When the question last came up in 2001, the BJP government (then in coalition) accepted the argument of the southern states that the allocation of seats should not depend only on population and no reallocation was made. 

A BJP with its own majority under Modi is much less likely than in 2001 to give ground on such a crucial issue. 

For all Modi’s and Jaishankar’s foreign policy smarts, on the external front a risk for India is that it could go too far too fast in its current authoritarian direction. This could stimulate domestic resistance in the West and make management of its relations with India harder to handle. 

There is also some possibility that the hubris that marked India’s recent assassination of a Sikh separatist in Canada – and attempt to do the same in the United States – could impact on the judgement with which it pursues its external aims. 

And while strategic alignments between liberal and illiberal governments are ubiquitous, management of alignments is a great deal easier when the parties involved have democratic systems in common. 

Modi and the BJP have never sought to disguise their objectives, although they have been as skillful as any political group at spinning their messages. 

The longer strong leaders are in power, the more they tend to double down on their fundamental political beliefs and objectives.

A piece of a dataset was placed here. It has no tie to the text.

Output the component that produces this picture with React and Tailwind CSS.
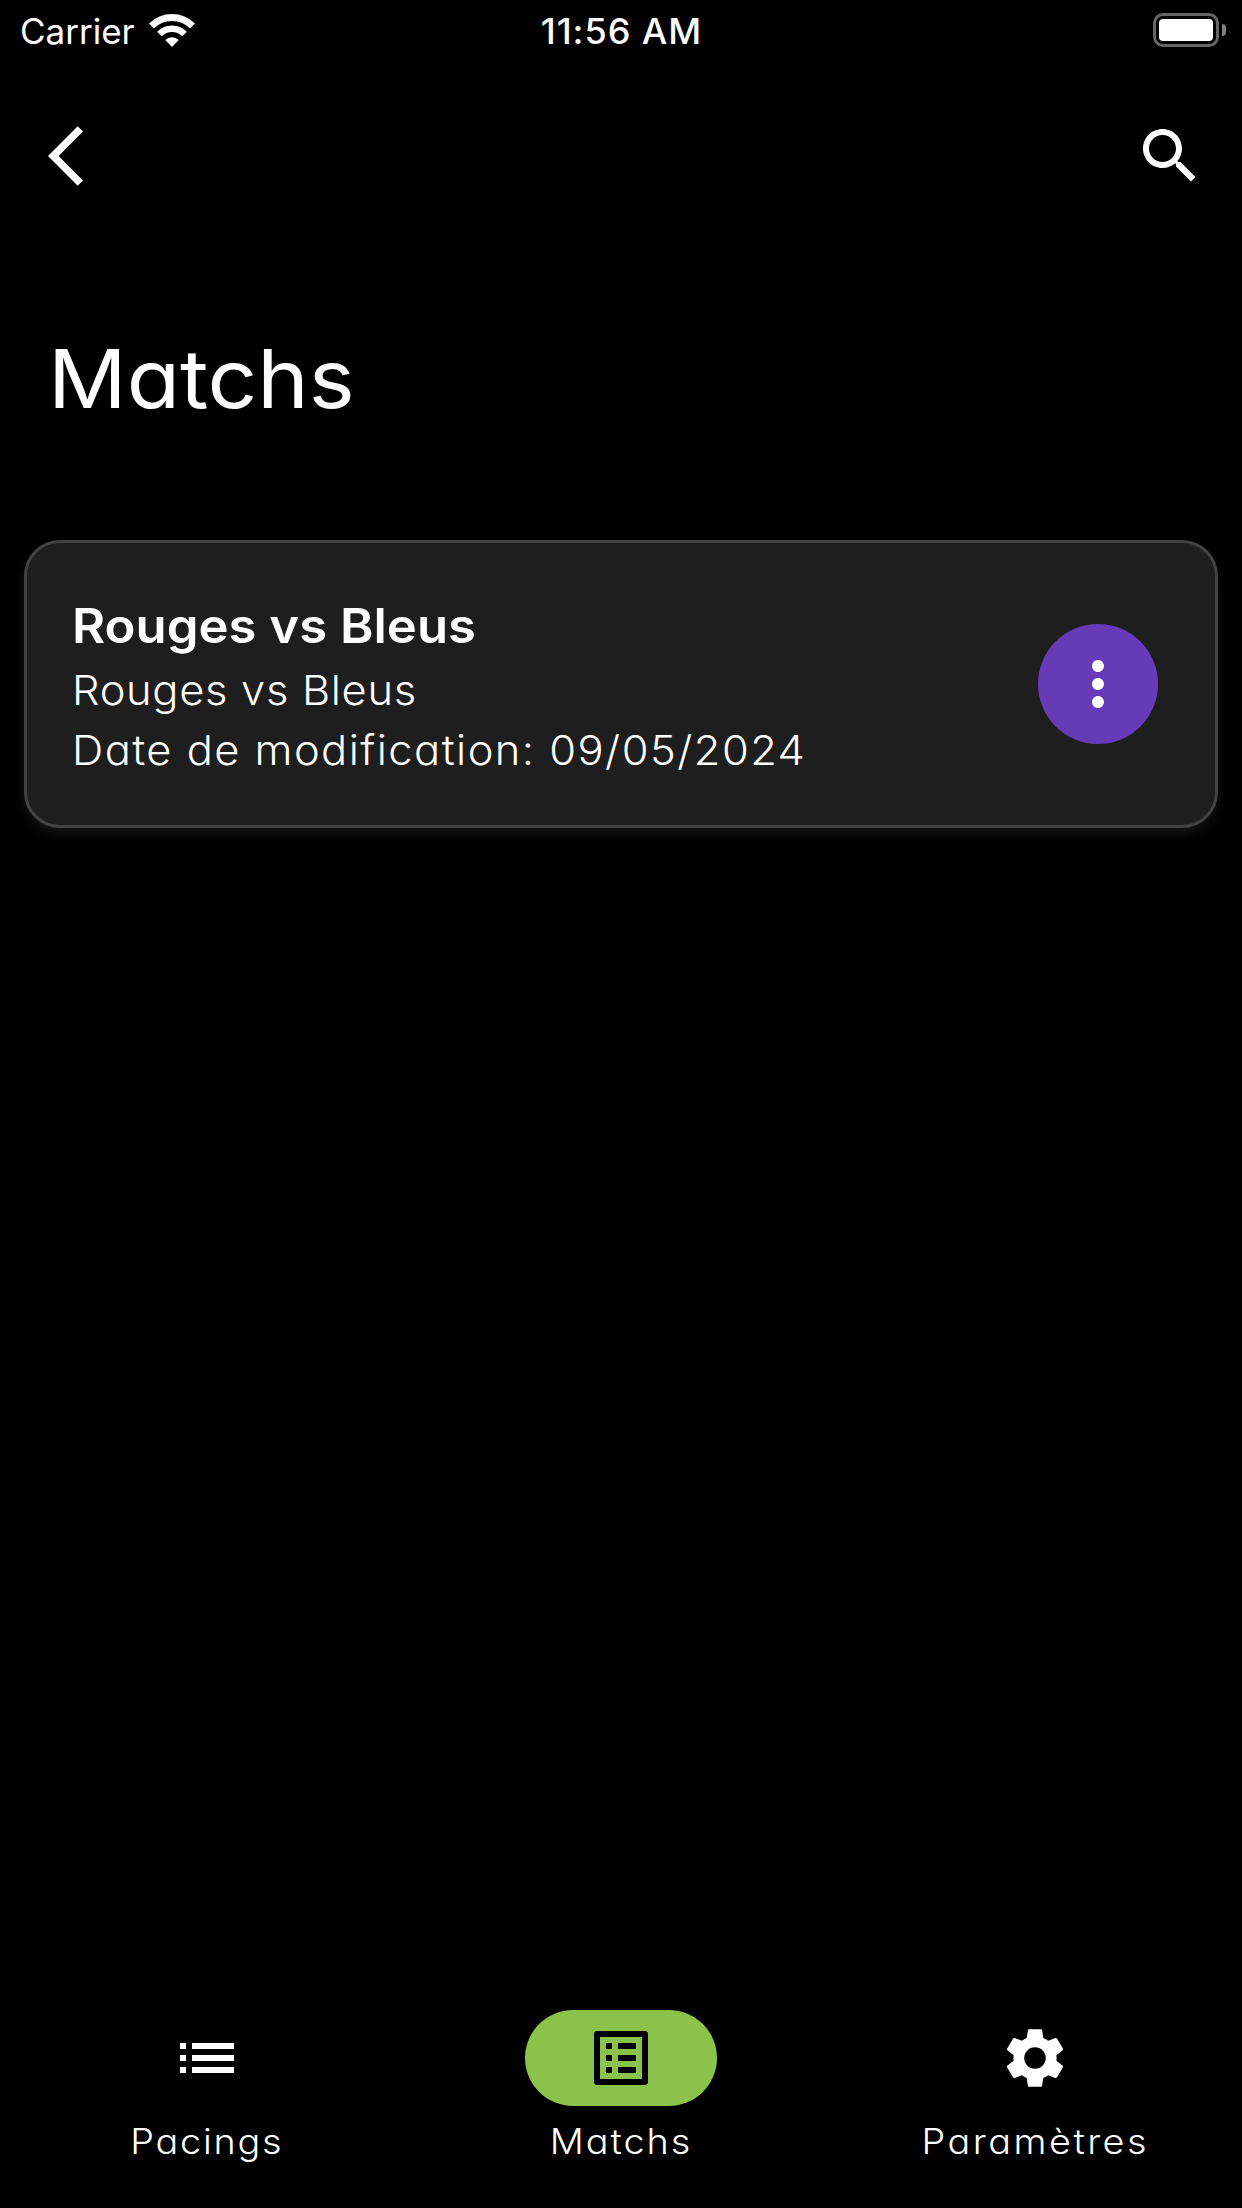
const Icon = ({ d }) => (
  <svg viewBox="0 0 24 24" fill="currentColor" className="size-18 shrink-0">
    <path d={d} />
  </svg>
);

const BACK = "M11.67 3.87 9.9 2.1 0 12l9.9 9.9 1.77-1.77L3.54 12z";
const SEARCH =
  "M15.5 14h-.79l-.28-.27C15.41 12.59 16 11.11 16 9.5 16 5.91 13.09 3 9.5 3S3 5.91 3 9.5 5.91 16 9.5 16c1.61 0 3.09-.59 4.23-1.57l.27.28v.79l5 4.99L20.49 19l-4.99-5zm-6 0C7.01 14 5 11.99 5 9.5S7.01 5 9.5 5 14 7.01 14 9.5 11.99 14 9.5 14z";
const MORE =
  "M12 8c1.1 0 2-.9 2-2s-.9-2-2-2-2 .9-2 2 .9 2 2 2zm0 2c-1.1 0-2 .9-2 2s.9 2 2 2 2-.9 2-2-.9-2-2-2zm0 6c-1.1 0-2 .9-2 2s.9 2 2 2 2-.9 2-2-.9-2-2-2z";
const LIST = "M3 13h2v-2H3v2zm0 4h2v-2H3v2zm0-8h2V7H3v2zm4 4h14v-2H7v2zm0 4h14v-2H7v2zM7 7v2h14V7H7z";
const LIST_ALT =
  "M19 5v14H5V5h14m1.1-2H3.9c-.5 0-.9.4-.9.9v16.2c0 .4.4.9.9.9h16.2c.4 0 .9-.5.9-.9V3.9c0-.5-.5-.9-.9-.9zM11 7h6v2h-6V7zm0 4h6v2h-6v-2zm0 4h6v2h-6zM7 7h2v2H7zm0 4h2v2H7zm0 4h2v2H7z";
const SETTINGS =
  "M19.14 12.94c.04-.3.06-.61.06-.94 0-.32-.02-.64-.07-.94l2.03-1.58c.18-.14.23-.41.12-.61l-1.92-3.32c-.12-.22-.37-.29-.59-.22l-2.39.96c-.5-.38-1.03-.7-1.62-.94l-.36-2.54c-.04-.24-.24-.41-.48-.41h-3.84c-.24 0-.43.17-.47.41l-.36 2.54c-.59.24-1.13.57-1.62.94l-2.39-.96c-.22-.08-.47 0-.59.22L2.74 8.87c-.12.21-.08.47.12.61l2.03 1.58c-.05.3-.09.63-.09.94s.02.64.07.94l-2.03 1.58c-.18.14-.23.41-.12.61l1.92 3.32c.12.22.37.29.59.22l2.39-.96c.5.38 1.03.7 1.62.94l.36 2.54c.05.24.24.41.48.41h3.84c.24 0 .44-.17.47-.41l.36-2.54c.59-.24 1.13-.56 1.62-.94l2.39.96c.22.08.47 0 .59-.22l1.92-3.32c.12-.22.07-.47-.12-.61l-2.01-1.58zM12 15.6c-1.98 0-3.6-1.62-3.6-3.6s1.62-3.6 3.6-3.6 3.6 1.62 3.6 3.6-1.62 3.6-3.6 3.6z";

function NavItem({ icon, label, active, labelClass }) {
  return (
    <div className="flex flex-1 flex-col items-center">
      <div className={`flex h-24 w-48 items-center justify-center rounded-[48px] ${active ? "bg-[#8bc34a] text-black" : ""}`}>
        <Icon d={icon} />
      </div>
      <span className={`mt-[11px] scale-x-[1.08] text-[35px] leading-[48px] font-light whitespace-nowrap ${labelClass}`}>
        {label}
      </span>
    </div>
  );
}

function StatusBar() {
  return (
    <header className="grid h-15 grid-cols-3 items-center [font-feature-settings:normal]">
      <div className="flex items-center gap-[14px] pl-5">
        <span className="pt-[3px] text-[35px] leading-[57px]">Carrier</span>
        <svg viewBox="0 0 46 33" className="h-[33px] w-[46px]" fill="none" stroke="#fff">
          <path d="M2.500 12A29 29 0 0 1 43.500 12" strokeWidth="7" />
          <path d="M10.450 19.950A17.750 17.750 0 0 1 35.550 19.950" strokeWidth="6.500" />
          <path d="M23 33 16.300 26.100A9.500 9.500 0 0 1 29.700 26.100Z" fill="#fff" stroke="none" />
        </svg>
      </div>
      <span className="scale-x-[1.03] pt-[3px] pl-px text-center text-[35px] leading-[57px] font-[550] tracking-[0.9px]">
        11:56 AM
      </span>
      <div className="flex items-center justify-end gap-[3px] pr-4">
        <div className="h-[34px] w-[66px] rounded-[10px] border-3 border-[#666] p-[3px]">
          <div className="h-full rounded-[4px] bg-white" />
        </div>
        <div className="h-3 w-1 rounded-r-full bg-[#808080]" />
      </div>
    </header>
  );
}

export default function App() {
  return (
    <div className="flex h-[2208px] w-[1242px] flex-col overflow-hidden bg-black font-['Inter',sans-serif] text-white [font-feature-settings:'cv11','calt'_0]">
      <StatusBar />

      <div className="flex h-48 items-center justify-between pr-9 pl-12">
        <Icon d={BACK} />
        <Icon d={SEARCH} />
      </div>

      <h1 className="mt-[77px] ml-12 origin-left scale-x-[1.075] self-start text-[81px] leading-[100px] font-normal">Matchs</h1>

      <main className="mt-[111px] flex-1 px-6">
        <article className="flex h-72 items-center justify-between rounded-[36px] border-3 border-[#424242] bg-[#1e1e1e] pr-[57px] pl-[45px] shadow-[0_6px_12px_rgba(255,255,255,0.08)]">
          <div className="flex flex-col items-start pt-[4px] whitespace-nowrap">
            <h2 className="origin-left scale-x-[1.06] text-[48px] leading-[68px] font-semibold">Rouges vs Bleus</h2>
            <p className="origin-left scale-x-[1.06] text-[41px] leading-[60px] font-light tracking-[0.63px]">Rouges vs Bleus</p>
            <p className="origin-left scale-x-[1.06] text-[41px] leading-[60px] font-light tracking-[1.36px]">
              Date de modification: 09/05/2024
            </p>
          </div>
          <button className="flex size-30 items-center justify-center rounded-full bg-[#673ab7]">
            <Icon d={MORE} />
          </button>
        </article>
      </main>

      <nav className="flex h-[198px]">
        <NavItem icon={LIST} label="Pacings" labelClass="tracking-[1.6px]" />
        <NavItem icon={LIST_ALT} label="Matchs" labelClass="tracking-[1.85px]" active />
        <NavItem icon={SETTINGS} label="Paramètres" labelClass="tracking-[2.3px]" />
      </nav>
    </div>
  );
}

Modi will be no exception. It would be a tragedy – one not without adverse implications for the West – if India’s long struggle for internal harmony were now to founder on the rocks of sectarian and regional divisions. 

Jawaharlal Nehru allegedly had a book of verses by the American poet Robert Frost at his bedside. The story is that he had underlined the famous words 'but I have promises to keep, and miles to go before I sleep'. 

After re-election, Modi will have his own promises to keep. They will not be akin to what Nehru had in mind. This will be a pity. 

 

John McCarthy is a Vice Chancellor’s Fellow at the University of Melbourne and a senior advisor to Asialink. He was High Commissioner to India from 2004 to 2009 and ambassador to numerous other countries.